§ **Provided material**
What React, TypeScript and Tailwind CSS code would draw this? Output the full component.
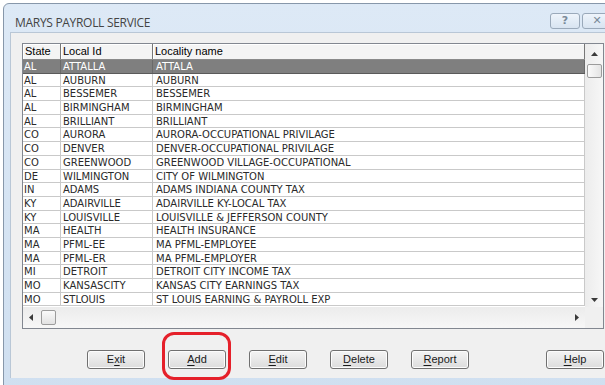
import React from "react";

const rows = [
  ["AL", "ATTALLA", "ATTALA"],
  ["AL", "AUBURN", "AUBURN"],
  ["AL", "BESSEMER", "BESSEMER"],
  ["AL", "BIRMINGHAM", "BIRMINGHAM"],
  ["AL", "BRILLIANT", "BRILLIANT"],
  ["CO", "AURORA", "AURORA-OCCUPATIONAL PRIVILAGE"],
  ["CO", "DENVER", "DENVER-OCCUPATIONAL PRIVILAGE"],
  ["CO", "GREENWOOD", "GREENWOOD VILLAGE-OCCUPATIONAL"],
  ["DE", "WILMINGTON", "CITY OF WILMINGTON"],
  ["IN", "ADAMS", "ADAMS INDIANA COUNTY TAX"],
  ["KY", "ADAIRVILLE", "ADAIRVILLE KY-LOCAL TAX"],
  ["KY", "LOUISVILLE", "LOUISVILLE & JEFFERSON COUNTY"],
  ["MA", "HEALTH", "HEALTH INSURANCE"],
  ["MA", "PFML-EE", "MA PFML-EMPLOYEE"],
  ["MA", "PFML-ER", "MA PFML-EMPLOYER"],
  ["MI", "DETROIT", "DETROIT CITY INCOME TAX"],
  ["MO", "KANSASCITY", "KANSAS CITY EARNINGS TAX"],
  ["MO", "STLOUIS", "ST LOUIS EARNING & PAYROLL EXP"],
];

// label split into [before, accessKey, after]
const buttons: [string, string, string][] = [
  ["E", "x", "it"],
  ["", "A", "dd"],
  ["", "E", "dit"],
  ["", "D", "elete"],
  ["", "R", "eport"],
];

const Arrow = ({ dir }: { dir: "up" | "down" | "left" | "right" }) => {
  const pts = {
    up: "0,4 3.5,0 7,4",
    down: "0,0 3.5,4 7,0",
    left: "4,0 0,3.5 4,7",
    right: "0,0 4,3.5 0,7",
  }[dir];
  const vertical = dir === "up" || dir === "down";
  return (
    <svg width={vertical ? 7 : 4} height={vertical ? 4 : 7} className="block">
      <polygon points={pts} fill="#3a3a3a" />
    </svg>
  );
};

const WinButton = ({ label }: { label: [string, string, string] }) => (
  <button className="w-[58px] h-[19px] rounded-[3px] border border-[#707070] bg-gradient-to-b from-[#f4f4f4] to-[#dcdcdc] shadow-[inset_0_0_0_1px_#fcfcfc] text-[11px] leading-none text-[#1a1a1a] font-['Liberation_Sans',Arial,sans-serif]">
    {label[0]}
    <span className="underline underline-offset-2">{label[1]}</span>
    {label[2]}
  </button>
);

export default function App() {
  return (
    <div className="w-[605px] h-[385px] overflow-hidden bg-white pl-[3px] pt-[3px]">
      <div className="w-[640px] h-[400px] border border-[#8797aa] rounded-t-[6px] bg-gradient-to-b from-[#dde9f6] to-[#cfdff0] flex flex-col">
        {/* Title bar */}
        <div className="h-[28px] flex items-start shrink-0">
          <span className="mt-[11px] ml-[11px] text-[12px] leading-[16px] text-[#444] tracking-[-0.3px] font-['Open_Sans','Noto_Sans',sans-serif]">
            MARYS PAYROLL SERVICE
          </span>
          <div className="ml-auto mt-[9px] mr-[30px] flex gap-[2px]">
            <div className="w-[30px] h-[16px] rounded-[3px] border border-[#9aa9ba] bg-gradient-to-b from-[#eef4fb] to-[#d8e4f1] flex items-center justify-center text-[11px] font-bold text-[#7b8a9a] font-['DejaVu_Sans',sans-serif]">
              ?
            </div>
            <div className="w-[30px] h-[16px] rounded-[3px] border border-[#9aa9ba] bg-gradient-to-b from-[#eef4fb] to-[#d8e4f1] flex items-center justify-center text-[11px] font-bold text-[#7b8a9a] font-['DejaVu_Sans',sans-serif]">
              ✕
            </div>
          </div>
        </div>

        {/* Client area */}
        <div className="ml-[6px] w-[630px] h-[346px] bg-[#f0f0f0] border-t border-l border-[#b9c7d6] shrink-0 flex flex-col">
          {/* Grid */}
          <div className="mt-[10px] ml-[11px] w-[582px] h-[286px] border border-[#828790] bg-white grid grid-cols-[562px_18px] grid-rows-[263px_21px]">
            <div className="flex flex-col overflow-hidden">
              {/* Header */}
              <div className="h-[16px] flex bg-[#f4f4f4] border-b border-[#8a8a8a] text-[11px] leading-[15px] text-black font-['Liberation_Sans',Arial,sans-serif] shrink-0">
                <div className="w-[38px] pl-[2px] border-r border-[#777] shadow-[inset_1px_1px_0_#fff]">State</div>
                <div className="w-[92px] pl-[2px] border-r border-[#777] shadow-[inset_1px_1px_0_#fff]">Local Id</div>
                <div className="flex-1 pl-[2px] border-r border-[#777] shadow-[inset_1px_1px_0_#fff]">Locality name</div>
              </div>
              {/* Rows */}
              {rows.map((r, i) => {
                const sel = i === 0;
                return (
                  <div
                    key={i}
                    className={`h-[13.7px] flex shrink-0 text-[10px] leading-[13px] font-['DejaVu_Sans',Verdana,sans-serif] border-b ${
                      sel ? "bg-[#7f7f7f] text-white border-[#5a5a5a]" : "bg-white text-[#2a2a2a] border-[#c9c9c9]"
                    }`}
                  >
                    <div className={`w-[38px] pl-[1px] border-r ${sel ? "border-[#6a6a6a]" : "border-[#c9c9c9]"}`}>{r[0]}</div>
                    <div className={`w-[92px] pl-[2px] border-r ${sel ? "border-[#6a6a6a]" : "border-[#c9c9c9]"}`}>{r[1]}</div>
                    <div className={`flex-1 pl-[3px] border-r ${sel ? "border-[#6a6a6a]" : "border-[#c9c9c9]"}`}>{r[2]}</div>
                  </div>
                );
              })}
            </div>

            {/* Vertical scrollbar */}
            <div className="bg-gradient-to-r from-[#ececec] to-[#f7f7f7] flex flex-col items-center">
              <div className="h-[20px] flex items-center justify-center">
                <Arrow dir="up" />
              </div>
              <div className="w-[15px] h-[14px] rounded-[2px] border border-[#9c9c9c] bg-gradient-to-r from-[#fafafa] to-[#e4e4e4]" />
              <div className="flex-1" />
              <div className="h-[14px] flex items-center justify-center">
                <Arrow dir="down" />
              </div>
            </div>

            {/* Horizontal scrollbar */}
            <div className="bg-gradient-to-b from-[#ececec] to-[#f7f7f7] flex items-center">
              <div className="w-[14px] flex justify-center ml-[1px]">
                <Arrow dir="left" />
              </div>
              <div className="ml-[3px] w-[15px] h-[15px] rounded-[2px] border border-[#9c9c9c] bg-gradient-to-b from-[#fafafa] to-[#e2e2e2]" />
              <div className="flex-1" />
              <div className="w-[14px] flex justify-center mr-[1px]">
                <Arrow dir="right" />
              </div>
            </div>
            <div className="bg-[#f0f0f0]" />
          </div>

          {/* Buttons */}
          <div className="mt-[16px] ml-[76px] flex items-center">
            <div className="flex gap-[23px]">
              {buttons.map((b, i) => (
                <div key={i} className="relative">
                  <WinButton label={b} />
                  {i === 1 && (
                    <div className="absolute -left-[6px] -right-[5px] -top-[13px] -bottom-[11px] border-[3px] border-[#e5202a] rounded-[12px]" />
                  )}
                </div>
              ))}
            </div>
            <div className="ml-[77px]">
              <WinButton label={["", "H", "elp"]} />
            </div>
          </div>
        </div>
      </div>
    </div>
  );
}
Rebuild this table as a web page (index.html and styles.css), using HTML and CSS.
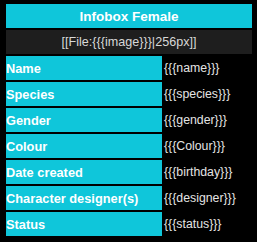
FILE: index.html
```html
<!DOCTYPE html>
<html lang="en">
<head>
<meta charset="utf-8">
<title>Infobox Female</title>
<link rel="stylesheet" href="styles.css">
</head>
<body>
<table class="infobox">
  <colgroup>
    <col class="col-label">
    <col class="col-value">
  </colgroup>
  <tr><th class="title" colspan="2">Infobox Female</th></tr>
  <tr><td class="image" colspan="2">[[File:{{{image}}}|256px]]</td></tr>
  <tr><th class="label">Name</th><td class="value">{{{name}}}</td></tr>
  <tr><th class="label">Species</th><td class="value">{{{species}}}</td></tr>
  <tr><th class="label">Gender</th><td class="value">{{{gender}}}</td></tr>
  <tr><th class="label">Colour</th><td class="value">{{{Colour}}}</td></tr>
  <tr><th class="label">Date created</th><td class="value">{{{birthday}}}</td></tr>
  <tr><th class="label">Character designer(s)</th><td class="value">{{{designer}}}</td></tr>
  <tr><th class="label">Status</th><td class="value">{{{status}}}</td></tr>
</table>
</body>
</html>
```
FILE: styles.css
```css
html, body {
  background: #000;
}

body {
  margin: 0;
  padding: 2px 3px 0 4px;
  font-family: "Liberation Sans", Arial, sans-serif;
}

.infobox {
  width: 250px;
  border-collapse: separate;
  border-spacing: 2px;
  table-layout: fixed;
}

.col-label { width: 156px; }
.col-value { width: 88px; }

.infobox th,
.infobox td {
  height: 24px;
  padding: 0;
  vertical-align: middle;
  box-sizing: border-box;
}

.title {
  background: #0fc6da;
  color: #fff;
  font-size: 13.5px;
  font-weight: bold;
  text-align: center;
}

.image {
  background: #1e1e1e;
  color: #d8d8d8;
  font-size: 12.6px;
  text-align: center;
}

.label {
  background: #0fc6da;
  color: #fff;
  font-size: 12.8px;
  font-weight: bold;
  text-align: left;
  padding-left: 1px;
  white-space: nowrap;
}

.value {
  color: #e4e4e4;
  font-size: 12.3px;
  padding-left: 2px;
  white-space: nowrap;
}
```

==

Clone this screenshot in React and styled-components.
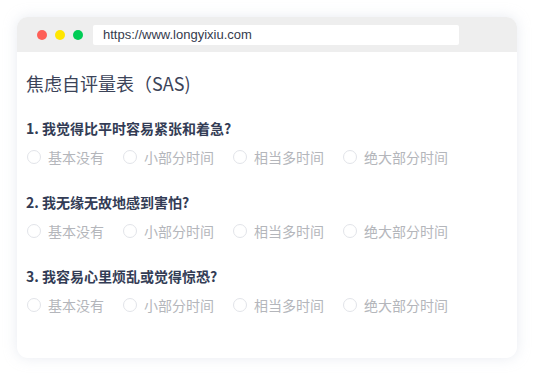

...

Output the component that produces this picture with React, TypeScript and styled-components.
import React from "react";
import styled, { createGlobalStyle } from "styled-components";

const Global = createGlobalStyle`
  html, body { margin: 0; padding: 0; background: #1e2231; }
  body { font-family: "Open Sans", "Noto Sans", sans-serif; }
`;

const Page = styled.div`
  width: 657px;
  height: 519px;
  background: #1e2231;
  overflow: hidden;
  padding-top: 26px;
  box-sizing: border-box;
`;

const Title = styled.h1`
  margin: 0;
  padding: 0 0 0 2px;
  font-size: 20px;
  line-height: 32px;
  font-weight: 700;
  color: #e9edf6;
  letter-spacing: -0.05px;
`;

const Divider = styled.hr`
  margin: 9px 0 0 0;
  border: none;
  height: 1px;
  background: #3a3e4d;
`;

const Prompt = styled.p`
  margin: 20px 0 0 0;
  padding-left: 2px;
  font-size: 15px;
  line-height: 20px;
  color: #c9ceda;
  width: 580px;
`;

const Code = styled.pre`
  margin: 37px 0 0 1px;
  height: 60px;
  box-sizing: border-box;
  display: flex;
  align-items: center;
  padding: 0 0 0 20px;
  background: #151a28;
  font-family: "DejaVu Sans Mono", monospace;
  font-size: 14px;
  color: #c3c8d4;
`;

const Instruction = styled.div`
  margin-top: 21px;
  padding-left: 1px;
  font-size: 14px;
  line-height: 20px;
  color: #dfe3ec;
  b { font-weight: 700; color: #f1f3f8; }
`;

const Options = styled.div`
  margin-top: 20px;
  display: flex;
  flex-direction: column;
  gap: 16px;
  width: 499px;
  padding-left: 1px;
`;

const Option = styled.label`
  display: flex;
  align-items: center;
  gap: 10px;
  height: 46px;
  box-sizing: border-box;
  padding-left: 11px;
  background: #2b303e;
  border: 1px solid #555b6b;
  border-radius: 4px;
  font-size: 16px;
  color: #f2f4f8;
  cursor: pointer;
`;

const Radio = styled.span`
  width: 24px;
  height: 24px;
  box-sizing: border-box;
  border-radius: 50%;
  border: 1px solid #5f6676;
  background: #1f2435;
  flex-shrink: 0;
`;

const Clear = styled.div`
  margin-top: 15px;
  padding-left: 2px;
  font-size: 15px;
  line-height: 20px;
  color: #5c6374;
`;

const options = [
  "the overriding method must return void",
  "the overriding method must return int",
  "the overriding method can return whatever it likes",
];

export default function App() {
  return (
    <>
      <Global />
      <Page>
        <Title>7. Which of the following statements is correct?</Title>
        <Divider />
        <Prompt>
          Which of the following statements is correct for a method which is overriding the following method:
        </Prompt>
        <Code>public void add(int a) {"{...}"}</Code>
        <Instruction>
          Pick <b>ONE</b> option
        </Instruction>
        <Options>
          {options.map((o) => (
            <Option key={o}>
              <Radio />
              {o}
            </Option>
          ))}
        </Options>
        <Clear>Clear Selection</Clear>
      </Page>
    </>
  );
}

§ **Prompt**
Check every line of the entries above for the word "React" and report how many lines contain it, giving the number only.

§ **Written response**
5